Source material

— START —

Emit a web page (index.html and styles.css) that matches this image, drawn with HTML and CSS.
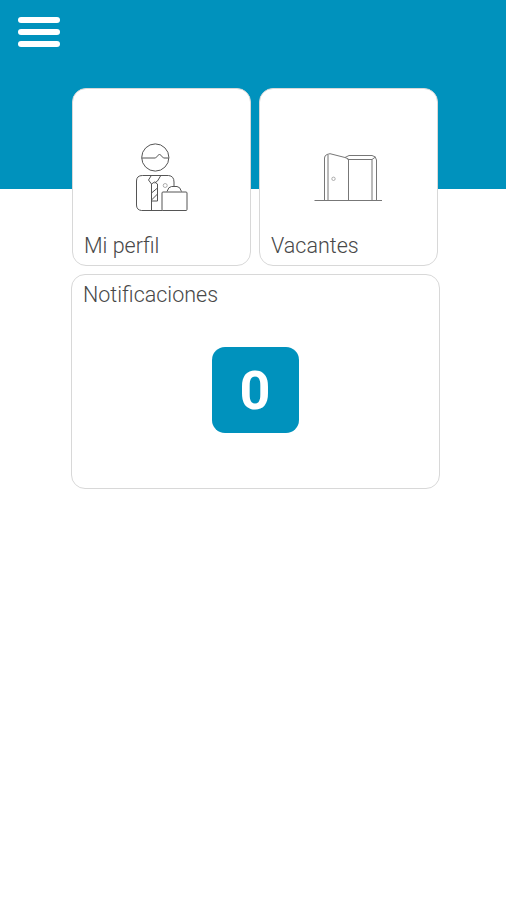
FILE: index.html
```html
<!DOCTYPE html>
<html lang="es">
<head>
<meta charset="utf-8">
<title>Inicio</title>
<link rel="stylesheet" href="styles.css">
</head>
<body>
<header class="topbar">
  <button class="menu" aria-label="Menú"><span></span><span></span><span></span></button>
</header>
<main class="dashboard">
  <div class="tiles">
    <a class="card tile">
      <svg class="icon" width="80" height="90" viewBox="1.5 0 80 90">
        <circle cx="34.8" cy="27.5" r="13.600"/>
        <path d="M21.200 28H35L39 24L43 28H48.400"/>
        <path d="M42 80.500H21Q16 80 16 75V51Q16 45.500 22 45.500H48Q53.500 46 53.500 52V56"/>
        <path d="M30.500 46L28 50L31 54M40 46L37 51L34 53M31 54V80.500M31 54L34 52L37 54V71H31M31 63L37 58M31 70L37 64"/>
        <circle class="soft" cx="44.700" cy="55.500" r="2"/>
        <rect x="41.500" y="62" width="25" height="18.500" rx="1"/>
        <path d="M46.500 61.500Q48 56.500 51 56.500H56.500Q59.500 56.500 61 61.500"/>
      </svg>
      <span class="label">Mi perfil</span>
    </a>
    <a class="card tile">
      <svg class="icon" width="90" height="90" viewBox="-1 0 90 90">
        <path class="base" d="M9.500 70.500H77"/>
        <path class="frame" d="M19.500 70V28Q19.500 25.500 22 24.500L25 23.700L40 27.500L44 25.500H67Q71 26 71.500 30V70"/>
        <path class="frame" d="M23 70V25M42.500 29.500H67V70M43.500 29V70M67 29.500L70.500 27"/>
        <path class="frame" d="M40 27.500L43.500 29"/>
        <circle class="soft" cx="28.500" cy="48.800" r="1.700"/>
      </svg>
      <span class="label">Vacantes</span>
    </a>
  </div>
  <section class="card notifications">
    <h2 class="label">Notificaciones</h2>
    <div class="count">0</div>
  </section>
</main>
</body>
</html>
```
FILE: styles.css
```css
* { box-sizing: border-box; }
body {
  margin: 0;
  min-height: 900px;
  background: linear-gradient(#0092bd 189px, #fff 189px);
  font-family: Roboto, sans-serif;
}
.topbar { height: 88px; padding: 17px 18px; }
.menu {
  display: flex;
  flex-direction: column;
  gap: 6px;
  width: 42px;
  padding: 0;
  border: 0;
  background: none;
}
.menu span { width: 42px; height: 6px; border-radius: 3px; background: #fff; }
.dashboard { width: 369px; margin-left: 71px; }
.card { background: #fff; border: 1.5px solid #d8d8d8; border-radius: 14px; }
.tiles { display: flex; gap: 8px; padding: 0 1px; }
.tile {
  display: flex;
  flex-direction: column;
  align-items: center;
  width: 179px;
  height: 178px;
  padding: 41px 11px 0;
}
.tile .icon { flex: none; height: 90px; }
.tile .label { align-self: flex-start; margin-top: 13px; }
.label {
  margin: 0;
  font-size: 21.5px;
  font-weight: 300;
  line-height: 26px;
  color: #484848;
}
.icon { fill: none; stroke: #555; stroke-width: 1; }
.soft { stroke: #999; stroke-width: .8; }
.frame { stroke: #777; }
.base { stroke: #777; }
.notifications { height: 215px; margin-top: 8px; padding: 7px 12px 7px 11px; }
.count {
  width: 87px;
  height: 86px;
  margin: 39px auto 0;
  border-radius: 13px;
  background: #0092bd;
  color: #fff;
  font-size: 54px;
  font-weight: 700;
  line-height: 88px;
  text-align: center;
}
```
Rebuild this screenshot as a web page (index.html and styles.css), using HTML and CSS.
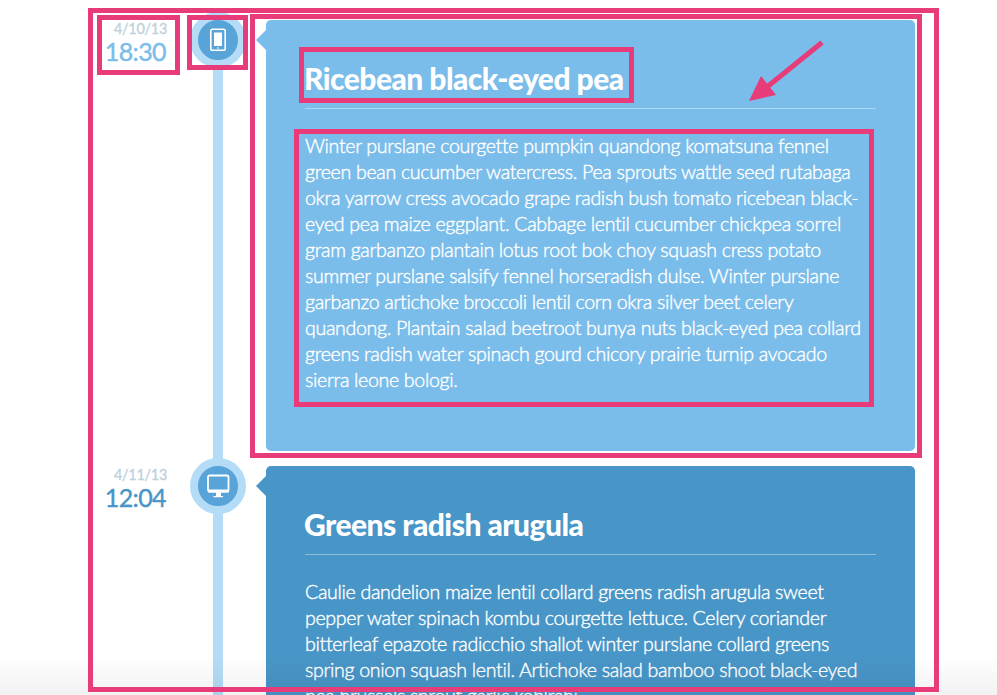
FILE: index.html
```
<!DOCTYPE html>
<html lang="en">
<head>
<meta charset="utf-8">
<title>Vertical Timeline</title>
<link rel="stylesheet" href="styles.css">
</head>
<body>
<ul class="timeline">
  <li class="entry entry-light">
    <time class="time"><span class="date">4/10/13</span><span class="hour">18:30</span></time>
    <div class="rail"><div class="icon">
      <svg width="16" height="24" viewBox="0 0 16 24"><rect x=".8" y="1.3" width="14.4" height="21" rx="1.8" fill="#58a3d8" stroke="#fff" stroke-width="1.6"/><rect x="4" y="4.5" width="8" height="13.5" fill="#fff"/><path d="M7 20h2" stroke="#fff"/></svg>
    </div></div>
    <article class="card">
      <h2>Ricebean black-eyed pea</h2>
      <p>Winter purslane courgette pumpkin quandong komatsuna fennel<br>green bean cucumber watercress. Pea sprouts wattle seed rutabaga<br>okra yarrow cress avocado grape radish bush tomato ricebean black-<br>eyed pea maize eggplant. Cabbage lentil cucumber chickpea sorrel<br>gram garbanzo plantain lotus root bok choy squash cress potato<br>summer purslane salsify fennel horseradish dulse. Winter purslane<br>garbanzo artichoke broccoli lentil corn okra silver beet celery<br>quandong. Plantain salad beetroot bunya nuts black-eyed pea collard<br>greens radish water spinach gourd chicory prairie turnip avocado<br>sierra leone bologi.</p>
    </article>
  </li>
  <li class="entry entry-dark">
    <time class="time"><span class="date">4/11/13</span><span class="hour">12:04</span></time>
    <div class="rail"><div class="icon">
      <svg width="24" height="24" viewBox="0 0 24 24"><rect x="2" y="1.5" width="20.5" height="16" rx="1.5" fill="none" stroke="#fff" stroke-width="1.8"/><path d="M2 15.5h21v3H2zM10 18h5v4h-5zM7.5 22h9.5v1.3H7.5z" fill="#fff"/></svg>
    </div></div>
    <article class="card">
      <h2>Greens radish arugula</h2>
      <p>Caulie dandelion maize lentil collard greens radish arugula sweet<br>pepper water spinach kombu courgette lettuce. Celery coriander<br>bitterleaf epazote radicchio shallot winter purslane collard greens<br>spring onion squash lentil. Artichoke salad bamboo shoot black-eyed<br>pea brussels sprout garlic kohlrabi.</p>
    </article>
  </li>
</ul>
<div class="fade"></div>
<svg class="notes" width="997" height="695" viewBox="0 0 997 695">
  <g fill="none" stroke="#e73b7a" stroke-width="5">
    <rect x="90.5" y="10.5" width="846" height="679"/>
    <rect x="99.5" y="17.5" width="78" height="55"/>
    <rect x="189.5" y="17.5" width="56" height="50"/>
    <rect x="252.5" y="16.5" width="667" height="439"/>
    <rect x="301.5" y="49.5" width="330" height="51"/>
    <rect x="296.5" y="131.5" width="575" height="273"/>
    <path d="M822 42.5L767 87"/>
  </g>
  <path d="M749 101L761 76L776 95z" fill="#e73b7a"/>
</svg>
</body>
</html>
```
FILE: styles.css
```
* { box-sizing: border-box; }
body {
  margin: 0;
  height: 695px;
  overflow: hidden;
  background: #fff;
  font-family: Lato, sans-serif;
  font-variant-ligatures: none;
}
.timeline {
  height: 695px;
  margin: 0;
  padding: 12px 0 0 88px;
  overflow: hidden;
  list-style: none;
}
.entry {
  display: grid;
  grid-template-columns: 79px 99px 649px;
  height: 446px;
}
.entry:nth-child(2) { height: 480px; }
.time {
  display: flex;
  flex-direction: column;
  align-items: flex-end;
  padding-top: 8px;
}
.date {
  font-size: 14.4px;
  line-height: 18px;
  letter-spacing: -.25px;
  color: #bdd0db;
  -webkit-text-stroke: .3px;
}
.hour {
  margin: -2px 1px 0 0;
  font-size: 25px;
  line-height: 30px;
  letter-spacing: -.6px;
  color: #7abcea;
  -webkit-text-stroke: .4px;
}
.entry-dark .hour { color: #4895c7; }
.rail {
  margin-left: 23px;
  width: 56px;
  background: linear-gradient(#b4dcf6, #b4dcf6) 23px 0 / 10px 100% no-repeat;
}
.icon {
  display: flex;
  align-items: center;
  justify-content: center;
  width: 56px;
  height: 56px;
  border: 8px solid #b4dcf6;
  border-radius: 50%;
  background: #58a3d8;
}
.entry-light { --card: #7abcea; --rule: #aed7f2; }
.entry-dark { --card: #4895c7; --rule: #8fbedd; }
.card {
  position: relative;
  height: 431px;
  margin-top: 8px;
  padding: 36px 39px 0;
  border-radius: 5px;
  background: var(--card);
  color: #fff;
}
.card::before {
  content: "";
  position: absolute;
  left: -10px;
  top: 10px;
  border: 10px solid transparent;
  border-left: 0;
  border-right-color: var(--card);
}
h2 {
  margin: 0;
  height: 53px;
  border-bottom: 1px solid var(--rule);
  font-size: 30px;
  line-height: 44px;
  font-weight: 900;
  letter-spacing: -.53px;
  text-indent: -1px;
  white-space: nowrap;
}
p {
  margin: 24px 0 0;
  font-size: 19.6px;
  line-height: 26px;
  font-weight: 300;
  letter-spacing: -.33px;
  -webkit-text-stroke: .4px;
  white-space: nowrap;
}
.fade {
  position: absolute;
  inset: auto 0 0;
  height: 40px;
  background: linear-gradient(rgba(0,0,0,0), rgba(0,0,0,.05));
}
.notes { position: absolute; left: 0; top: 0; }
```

— END —

Task directions
Note how many lines in the listing above hold the string "this", then give only that figure.

In response
2